▶ **Exercise details**: Can you transcribe the data exactly? Leave the pictures out.

* START *

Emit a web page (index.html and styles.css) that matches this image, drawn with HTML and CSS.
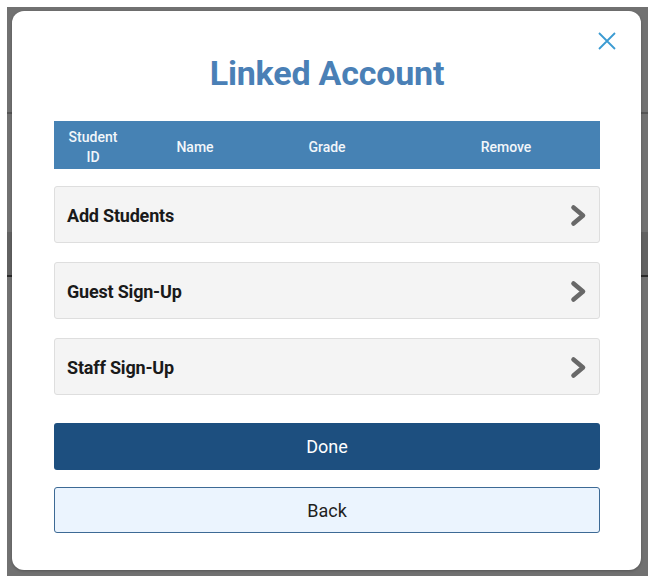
FILE: index.html
```html
<!DOCTYPE html>
<html lang="en">
<head>
<meta charset="utf-8">
<title>Linked Account</title>
<link rel="stylesheet" href="styles.css">
</head>
<body>
<div class="screen">
  <div class="backdrop">
    <div class="modal" role="dialog" aria-labelledby="modal-title">
      <button class="close" aria-label="Close">
        <svg width="18" height="18" viewBox="0 0 18 18"><path d="M1 1 L17 17 M17 1 L1 17" stroke="#3b9bd2" stroke-width="1.8" fill="none"/></svg>
      </button>
      <h1 class="title" id="modal-title">Linked Account</h1>
      <div class="table-head">
        <div class="th th-id">Student ID</div>
        <div class="th">Name</div>
        <div class="th">Grade</div>
        <div class="th th-remove">Remove</div>
      </div>
      <div class="options">
        <a class="option" href="#"><span>Add Students</span>
          <svg class="chev" width="17" height="23" viewBox="0 0 17 23"><polyline points="3.5,3.5 13,11.5 3.5,19.5" fill="none" stroke="#686868" stroke-width="4.6" stroke-linejoin="round" stroke-linecap="round"/></svg>
        </a>
        <a class="option" href="#"><span>Guest Sign-Up</span>
          <svg class="chev" width="17" height="23" viewBox="0 0 17 23"><polyline points="3.5,3.5 13,11.5 3.5,19.5" fill="none" stroke="#686868" stroke-width="4.6" stroke-linejoin="round" stroke-linecap="round"/></svg>
        </a>
        <a class="option" href="#"><span>Staff Sign-Up</span>
          <svg class="chev" width="17" height="23" viewBox="0 0 17 23"><polyline points="3.5,3.5 13,11.5 3.5,19.5" fill="none" stroke="#686868" stroke-width="4.6" stroke-linejoin="round" stroke-linecap="round"/></svg>
        </a>
      </div>
      <button class="btn btn-done">Done</button>
      <button class="btn btn-back">Back</button>
    </div>
  </div>
</div>
</body>
</html>
```
FILE: styles.css
```css
* { box-sizing: border-box; }
html, body { margin: 0; padding: 0; background: #ffffff; }
body { font-family: Roboto, "Noto Sans", "Liberation Sans", sans-serif; }

.screen {
  width: 656px;
  height: 580px;
  padding: 7px 8px 4px 7px;
  background: #ffffff;
}

.backdrop {
  width: 641px;
  height: 569px;
  padding: 4px 7px 6px 5px;
  background:
    linear-gradient(to bottom, transparent 105px, #555 105px, #555 107px, transparent 107px),
    linear-gradient(to bottom, transparent 225px, #626262 225px, #626262 268px, transparent 268px),
    linear-gradient(to bottom, transparent 268px, #2a2a2a 268px, #2a2a2a 270px, transparent 270px),
    #717171;
}

.modal {
  position: relative;
  width: 629px;
  height: 559px;
  background: #ffffff;
  border-radius: 12px;
  padding: 42px 41px 0 42px;
  display: flex;
  flex-direction: column;
  box-shadow: 0 1px 3px rgba(0,0,0,0.25);
}

.close {
  position: absolute;
  top: 21px;
  right: 25px;
  width: 18px;
  height: 18px;
  padding: 0;
  border: 0;
  background: none;
  display: block;
}
.close svg { display: block; }

.title {
  margin: 0;
  font-size: 34px;
  line-height: 40px;
  font-weight: 700;
  color: #4a80b6;
  text-align: center;
  letter-spacing: -0.2px;
}

.table-head {
  margin-top: 28px;
  height: 48px;
  padding-top: 4px;
  background: #4682b4;
  display: grid;
  grid-template-columns: 78px 126px 138px 1fr;
  align-items: center;
  color: #f2f6fa;
  font-size: 14px;
  line-height: 20px;
  font-weight: 500;
}
.th { text-align: center; }
.th-id { padding: 0 12px; }
.th-remove { padding-left: 16px; }

.options {
  margin-top: 17px;
  display: flex;
  flex-direction: column;
  gap: 19px;
}

.option {
  height: 57px;
  display: flex;
  align-items: center;
  justify-content: space-between;
  padding: 2px 12px 0 12px;
  background: #f4f4f4;
  border: 1px solid #dedede;
  border-radius: 3px;
  color: #1a1a1a;
  font-size: 18px;
  font-weight: 700;
  letter-spacing: -0.2px;
  text-decoration: none;
}
.chev { display: block; }

.btn {
  display: block;
  width: 100%;
  font-family: inherit;
  font-size: 18px;
  font-weight: 400;
  border-radius: 3px;
  padding: 0;
}
.btn-done {
  margin-top: 28px;
  height: 47px;
  background: #1d4f7f;
  color: #ffffff;
  border: 0;
}
.btn-back {
  margin-top: 17px;
  height: 46px;
  background: #ebf4fe;
  color: #1f1f1f;
  border: 1px solid #3d6a95;
}
```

* END *

▶ **Result**:
Emit a web page (index.html and styles.css) that matches this image, drawn with HTML and CSS.
FILE: index.html
```html
<!DOCTYPE html>
<html lang="en">
<head>
<meta charset="utf-8">
<title>Linked Account</title>
<link rel="stylesheet" href="styles.css">
</head>
<body>
<div class="screen">
  <div class="backdrop">
    <div class="modal" role="dialog" aria-labelledby="modal-title">
      <button class="close" aria-label="Close">
        <svg width="18" height="18" viewBox="0 0 18 18"><path d="M1 1 L17 17 M17 1 L1 17" stroke="#3b9bd2" stroke-width="1.8" fill="none"/></svg>
      </button>
      <h1 class="title" id="modal-title">Linked Account</h1>
      <div class="table-head">
        <div class="th th-id">Student ID</div>
        <div class="th">Name</div>
        <div class="th">Grade</div>
        <div class="th th-remove">Remove</div>
      </div>
      <div class="options">
        <a class="option" href="#"><span>Add Students</span>
          <svg class="chev" width="17" height="23" viewBox="0 0 17 23"><polyline points="3.5,3.5 13,11.5 3.5,19.5" fill="none" stroke="#686868" stroke-width="4.6" stroke-linejoin="round" stroke-linecap="round"/></svg>
        </a>
        <a class="option" href="#"><span>Guest Sign-Up</span>
          <svg class="chev" width="17" height="23" viewBox="0 0 17 23"><polyline points="3.5,3.5 13,11.5 3.5,19.5" fill="none" stroke="#686868" stroke-width="4.6" stroke-linejoin="round" stroke-linecap="round"/></svg>
        </a>
        <a class="option" href="#"><span>Staff Sign-Up</span>
          <svg class="chev" width="17" height="23" viewBox="0 0 17 23"><polyline points="3.5,3.5 13,11.5 3.5,19.5" fill="none" stroke="#686868" stroke-width="4.6" stroke-linejoin="round" stroke-linecap="round"/></svg>
        </a>
      </div>
      <button class="btn btn-done">Done</button>
      <button class="btn btn-back">Back</button>
    </div>
  </div>
</div>
</body>
</html>
```
FILE: styles.css
```css
* { box-sizing: border-box; }
html, body { margin: 0; padding: 0; background: #ffffff; }
body { font-family: Roboto, "Noto Sans", "Liberation Sans", sans-serif; }

.screen {
  width: 656px;
  height: 580px;
  padding: 7px 8px 4px 7px;
  background: #ffffff;
}

.backdrop {
  width: 641px;
  height: 569px;
  padding: 4px 7px 6px 5px;
  background:
    linear-gradient(to bottom, transparent 105px, #555 105px, #555 107px, transparent 107px),
    linear-gradient(to bottom, transparent 225px, #626262 225px, #626262 268px, transparent 268px),
    linear-gradient(to bottom, transparent 268px, #2a2a2a 268px, #2a2a2a 270px, transparent 270px),
    #717171;
}

.modal {
  position: relative;
  width: 629px;
  height: 559px;
  background: #ffffff;
  border-radius: 12px;
  padding: 42px 41px 0 42px;
  display: flex;
  flex-direction: column;
  box-shadow: 0 1px 3px rgba(0,0,0,0.25);
}

.close {
  position: absolute;
  top: 21px;
  right: 25px;
  width: 18px;
  height: 18px;
  padding: 0;
  border: 0;
  background: none;
  display: block;
}
.close svg { display: block; }

.title {
  margin: 0;
  font-size: 34px;
  line-height: 40px;
  font-weight: 700;
  color: #4a80b6;
  text-align: center;
  letter-spacing: -0.2px;
}

.table-head {
  margin-top: 28px;
  height: 48px;
  padding-top: 4px;
  background: #4682b4;
  display: grid;
  grid-template-columns: 78px 126px 138px 1fr;
  align-items: center;
  color: #f2f6fa;
  font-size: 14px;
  line-height: 20px;
  font-weight: 500;
}
.th { text-align: center; }
.th-id { padding: 0 12px; }
.th-remove { padding-left: 16px; }

.options {
  margin-top: 17px;
  display: flex;
  flex-direction: column;
  gap: 19px;
}

.option {
  height: 57px;
  display: flex;
  align-items: center;
  justify-content: space-between;
  padding: 2px 12px 0 12px;
  background: #f4f4f4;
  border: 1px solid #dedede;
  border-radius: 3px;
  color: #1a1a1a;
  font-size: 18px;
  font-weight: 700;
  letter-spacing: -0.2px;
  text-decoration: none;
}
.chev { display: block; }

.btn {
  display: block;
  width: 100%;
  font-family: inherit;
  font-size: 18px;
  font-weight: 400;
  border-radius: 3px;
  padding: 0;
}
.btn-done {
  margin-top: 28px;
  height: 47px;
  background: #1d4f7f;
  color: #ffffff;
  border: 0;
}
.btn-back {
  margin-top: 17px;
  height: 46px;
  background: #ebf4fe;
  color: #1f1f1f;
  border: 1px solid #3d6a95;
}
```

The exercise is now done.